Here is a simple, staged plan:
– Audit: Gather interval load data and a full year of weather or irradiance inputs; identify critical loads for backup.
– Model: Compare AC- and DC-coupled designs; vary inverter loading ratios and battery durations from two to eight hours.
– Validate: Stress-test the economics with conservative assumptions on degradation, maintenance, and curtailment.
– Build: Prioritize robust balance-of-system components, cable management, and clear labeling for operations and safety.
– Operate: Apply warranty-aligned charge windows, seasonal set-points, and periodic performance reviews.
Sustainability extends beyond kilowatt-hours.
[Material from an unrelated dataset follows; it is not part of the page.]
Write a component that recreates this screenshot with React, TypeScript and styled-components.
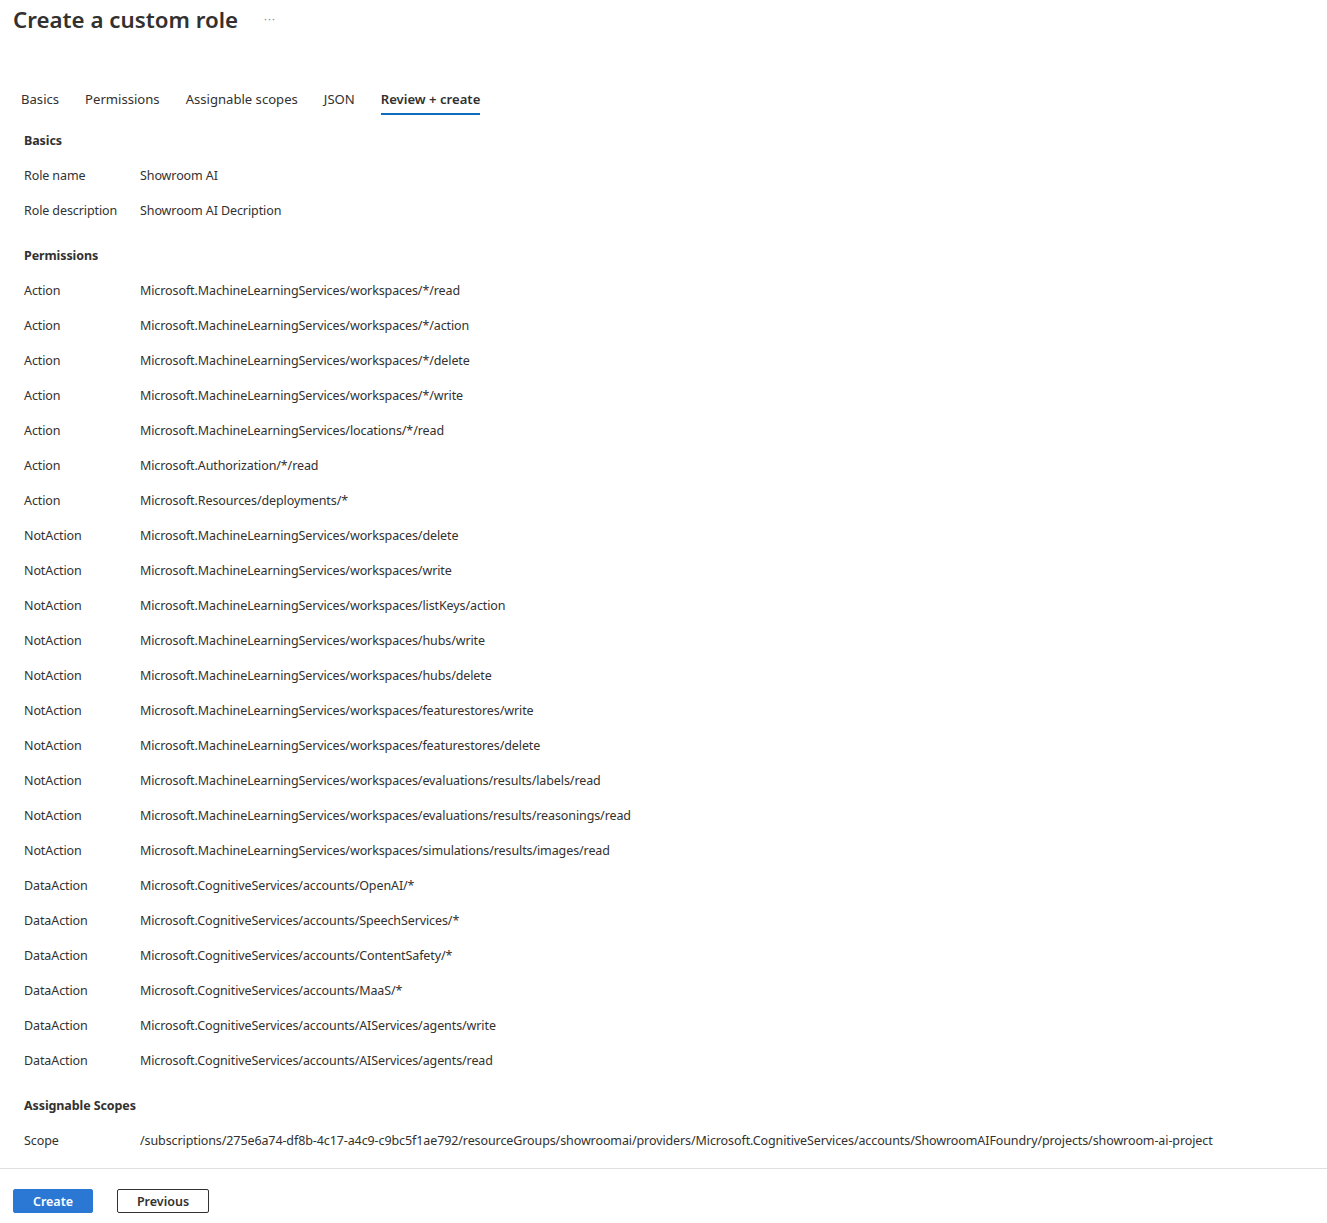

Design for recyclability by choosing chemistries with established recovery pathways and specifying modules with transparent material disclosures. Plan for end-of-life well before year one of operation, and consider refurbishment or second-life use where testing supports it. Safety is non-negotiable: follow code-compliant fire setbacks, include rapid shutdown where required, and design enclosures with ventilation and monitoring. Finally, remain adaptable. Markets evolve, policies update, and technology improves; flexible interconnections and modular designs make future upgrades straightforward.
For facility managers, community planners, and homeowners alike, photovoltaics paired with storage offers a clear route to cleaner, steadier power. With measured expectations, careful design, and data-driven operations, these systems deliver dependable performance and resilience while reducing exposure to volatile energy costs. The sun may set every evening, but with well-chosen storage, the energy it provides carries on—quietly, reliably, and on your terms.